Resnais refused the claim that his films primarily explored memory, preferring to say that he explored the imaginary, which he saw as a much larger field of play within which memory could be included. His characters often treated life like a novel that they themselves could pen. John Gielgud's forever-dying writer in Providence (1977) sits among the curled plants in his country home, acerbically narrating his son and daughter-in-law's relations with each other and with their lovers, who appear before us in the present tense while the speaker's words serve as accompaniment. Something similar happens in Hiroshima, mon amour (1959) with images of the doomed Second World War-era romance between a French woman (Emmanuelle Riva) and a German soldier that the woman, now an actress, narrates to her Japanese lover (Eiji Okada) years after the war ends. In both cases, we watch the creation of a fiction that is being made real through its truth to the storyteller.

Resnais's protagonists often try to make a living out of creating the world in their images. Their ranks include artists (like the painter subjects of his several early documentary shorts, or the rival comic book artists of I Want to Go Home [1989]), musicians (the pop culture hero George Gershwin turning everyday speech into songs in made-for-TV documentary Gershwin [1992]), and even political activists (the frustrated revolutionaries and thinkers of La guerre est finie [1965] and his segment of the omnibus feature Far from Vietnam [1967]). In one sense, they mirror Resnais, whose films are often shaped by strong formal choices around which everything in their worlds revolves: the making of the 1930s-set mystery Stavisky (1974) entirely in 1930s film grammar, or the use of isolated pop song lyrics sung in between lines of spoken dialogue in Same Old Song (1997).

At the same time, the films subvert their maker's authority, as well as anyone else's, and usually do so with a sense of humor. Debates about whether humans control their destinies often turn into images of animals like cats and mice, playing upon how rational creatures are also creatures of instinct. In Mon oncle d'Amérique (1980), the real-life scientist Henri Laborit demonstrates how the behavior of mice predicts our own while scripted scenes unfold of three “case studies” growing up in French society. Laughter comes out of moments in which the people behave like their creature counterparts, as well as out of ones in which they act against expectations.

Resnais's later films employ several of the same actors repeatedly while tracing variations in human behavior. In some cases (such as his four films based on Ayckbourn plays, and his mounting of the 1925 operetta Not on the Lips [2003]), the films are outright adaptations of theater pieces, but even if not, they present people within overtly artificial, theatrical space whose openness calls attention to what cannot be seen.

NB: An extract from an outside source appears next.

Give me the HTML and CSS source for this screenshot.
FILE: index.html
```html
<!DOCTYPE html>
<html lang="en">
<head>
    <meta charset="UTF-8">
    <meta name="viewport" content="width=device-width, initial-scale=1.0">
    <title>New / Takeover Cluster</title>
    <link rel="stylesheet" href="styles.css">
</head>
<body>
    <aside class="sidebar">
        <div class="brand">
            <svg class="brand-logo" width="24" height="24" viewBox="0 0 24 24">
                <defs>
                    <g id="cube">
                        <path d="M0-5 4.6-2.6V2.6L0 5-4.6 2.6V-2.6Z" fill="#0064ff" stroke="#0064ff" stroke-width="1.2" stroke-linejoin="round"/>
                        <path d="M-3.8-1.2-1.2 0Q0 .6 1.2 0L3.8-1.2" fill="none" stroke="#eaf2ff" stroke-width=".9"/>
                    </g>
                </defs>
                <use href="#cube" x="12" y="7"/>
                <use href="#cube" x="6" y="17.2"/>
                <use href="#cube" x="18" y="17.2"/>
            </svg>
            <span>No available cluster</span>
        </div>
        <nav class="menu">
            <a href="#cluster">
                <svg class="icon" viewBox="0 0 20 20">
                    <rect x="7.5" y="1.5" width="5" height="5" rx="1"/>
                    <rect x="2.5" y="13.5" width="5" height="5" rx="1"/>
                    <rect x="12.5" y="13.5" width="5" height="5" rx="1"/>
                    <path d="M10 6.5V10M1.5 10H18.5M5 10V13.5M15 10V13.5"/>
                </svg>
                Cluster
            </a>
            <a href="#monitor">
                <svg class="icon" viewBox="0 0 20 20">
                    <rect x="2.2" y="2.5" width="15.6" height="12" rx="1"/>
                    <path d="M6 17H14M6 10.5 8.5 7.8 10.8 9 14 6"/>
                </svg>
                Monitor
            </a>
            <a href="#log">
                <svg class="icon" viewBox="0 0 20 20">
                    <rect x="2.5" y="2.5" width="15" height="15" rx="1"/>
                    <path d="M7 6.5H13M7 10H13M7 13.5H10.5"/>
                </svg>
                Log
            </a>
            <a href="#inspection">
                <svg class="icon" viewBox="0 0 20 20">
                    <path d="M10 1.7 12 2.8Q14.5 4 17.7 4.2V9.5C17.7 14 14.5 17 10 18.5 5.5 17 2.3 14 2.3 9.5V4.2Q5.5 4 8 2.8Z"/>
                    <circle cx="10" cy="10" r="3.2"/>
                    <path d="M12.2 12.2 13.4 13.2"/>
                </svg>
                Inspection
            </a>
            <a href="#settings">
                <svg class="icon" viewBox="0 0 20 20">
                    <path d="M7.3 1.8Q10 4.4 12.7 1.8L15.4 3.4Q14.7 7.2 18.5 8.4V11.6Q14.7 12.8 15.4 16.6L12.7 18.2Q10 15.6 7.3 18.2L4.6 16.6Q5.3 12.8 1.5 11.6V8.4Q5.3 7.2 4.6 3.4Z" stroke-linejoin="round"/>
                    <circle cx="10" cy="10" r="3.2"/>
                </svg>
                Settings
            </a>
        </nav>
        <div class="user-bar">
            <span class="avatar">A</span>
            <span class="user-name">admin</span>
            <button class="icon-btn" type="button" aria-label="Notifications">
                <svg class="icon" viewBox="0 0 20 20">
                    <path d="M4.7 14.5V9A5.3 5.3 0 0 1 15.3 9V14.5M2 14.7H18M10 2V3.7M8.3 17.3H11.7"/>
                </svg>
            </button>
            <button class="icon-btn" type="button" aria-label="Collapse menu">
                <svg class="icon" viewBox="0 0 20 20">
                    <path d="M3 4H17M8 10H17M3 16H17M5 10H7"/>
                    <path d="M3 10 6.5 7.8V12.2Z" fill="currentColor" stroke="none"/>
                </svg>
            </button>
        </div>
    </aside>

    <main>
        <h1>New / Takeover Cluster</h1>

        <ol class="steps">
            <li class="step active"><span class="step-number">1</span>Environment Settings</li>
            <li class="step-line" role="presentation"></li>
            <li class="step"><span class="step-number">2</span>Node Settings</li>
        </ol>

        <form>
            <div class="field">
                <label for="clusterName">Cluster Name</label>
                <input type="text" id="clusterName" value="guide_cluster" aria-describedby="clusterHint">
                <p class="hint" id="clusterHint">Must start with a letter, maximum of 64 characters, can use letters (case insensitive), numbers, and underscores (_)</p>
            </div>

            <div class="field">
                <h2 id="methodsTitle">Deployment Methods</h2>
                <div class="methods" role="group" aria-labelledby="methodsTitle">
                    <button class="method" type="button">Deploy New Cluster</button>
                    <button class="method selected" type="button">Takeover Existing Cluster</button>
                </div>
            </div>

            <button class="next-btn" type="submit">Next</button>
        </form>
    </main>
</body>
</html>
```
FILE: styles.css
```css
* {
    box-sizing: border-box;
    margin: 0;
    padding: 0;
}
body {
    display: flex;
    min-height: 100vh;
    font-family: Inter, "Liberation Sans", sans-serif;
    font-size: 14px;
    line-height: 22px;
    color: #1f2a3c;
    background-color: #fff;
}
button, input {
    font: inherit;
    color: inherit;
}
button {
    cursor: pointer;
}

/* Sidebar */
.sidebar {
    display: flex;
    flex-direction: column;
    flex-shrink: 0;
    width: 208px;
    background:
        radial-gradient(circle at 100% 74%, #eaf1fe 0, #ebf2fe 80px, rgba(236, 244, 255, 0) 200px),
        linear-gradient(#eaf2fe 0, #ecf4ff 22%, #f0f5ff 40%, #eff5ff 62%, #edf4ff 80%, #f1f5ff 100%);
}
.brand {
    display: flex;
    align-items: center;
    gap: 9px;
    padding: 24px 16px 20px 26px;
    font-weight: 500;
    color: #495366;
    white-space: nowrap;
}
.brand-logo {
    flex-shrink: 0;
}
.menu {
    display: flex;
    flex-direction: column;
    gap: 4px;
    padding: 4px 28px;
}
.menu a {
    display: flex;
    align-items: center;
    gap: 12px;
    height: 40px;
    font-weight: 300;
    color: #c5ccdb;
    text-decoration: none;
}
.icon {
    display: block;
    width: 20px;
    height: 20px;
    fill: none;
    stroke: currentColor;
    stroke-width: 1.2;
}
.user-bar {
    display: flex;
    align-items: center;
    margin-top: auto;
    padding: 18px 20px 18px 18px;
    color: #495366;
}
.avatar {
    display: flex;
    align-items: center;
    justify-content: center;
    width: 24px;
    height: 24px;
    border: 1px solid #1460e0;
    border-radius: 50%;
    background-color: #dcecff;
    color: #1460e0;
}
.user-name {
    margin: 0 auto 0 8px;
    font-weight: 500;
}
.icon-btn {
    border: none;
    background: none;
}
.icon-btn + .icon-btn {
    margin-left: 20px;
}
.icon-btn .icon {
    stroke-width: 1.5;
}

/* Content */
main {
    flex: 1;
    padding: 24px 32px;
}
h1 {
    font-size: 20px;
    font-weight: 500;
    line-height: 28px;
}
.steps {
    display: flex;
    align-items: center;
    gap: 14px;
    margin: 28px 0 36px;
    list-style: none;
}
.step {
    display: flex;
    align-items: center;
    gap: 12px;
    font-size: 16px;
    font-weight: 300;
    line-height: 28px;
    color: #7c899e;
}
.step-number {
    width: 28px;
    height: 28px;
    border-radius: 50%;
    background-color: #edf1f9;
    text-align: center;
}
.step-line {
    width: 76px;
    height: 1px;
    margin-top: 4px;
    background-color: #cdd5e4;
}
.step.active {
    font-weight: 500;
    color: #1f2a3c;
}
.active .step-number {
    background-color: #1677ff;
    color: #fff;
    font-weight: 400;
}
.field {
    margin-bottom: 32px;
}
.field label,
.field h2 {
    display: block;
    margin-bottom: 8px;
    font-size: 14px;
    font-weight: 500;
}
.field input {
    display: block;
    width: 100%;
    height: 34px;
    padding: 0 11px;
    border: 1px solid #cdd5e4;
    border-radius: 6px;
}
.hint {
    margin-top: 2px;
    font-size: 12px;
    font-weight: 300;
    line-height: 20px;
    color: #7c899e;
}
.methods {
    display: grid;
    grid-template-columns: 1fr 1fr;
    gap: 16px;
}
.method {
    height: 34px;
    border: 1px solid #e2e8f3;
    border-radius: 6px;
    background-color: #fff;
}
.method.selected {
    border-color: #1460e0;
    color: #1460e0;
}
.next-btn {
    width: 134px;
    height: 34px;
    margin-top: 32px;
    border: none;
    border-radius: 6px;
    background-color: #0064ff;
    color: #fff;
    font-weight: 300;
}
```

André Dussollier plays a man struggling to express his growing feelings for a woman played by Azéma during the long, dialogue-driven nighttime scenes of Mélo (1986), while Azéma's character tries to face her burgeoning love for Dussollier's amid the glowing hues of Wild Grass (2009). In Love Unto Death (1984), Azéma plays an earthbound woman who first attempts to resurrect her deceased love (Pierre Arditi) and then commits to following him into the underworld; in You Ain't Seen Nothin' Yet! (2012), Azéma and Arditi essentially reverse their parts within a staging of the myth of Orpheus and Eurydice. They appear as one of several pairs of younger and older actors who assume the roles, delicately suggesting that the thought of love need not age.

Resnais's chief points of reference included show tunes, comic books, and old movies, with which he felt in more direct contact than he did with being an innovator. Shortly after the premiere of Last Year at Marienbad, an interviewer asked Resnais whether he believed that the cinema was dead, alive, or about to be born, to which he replied, “It flows on like a river.”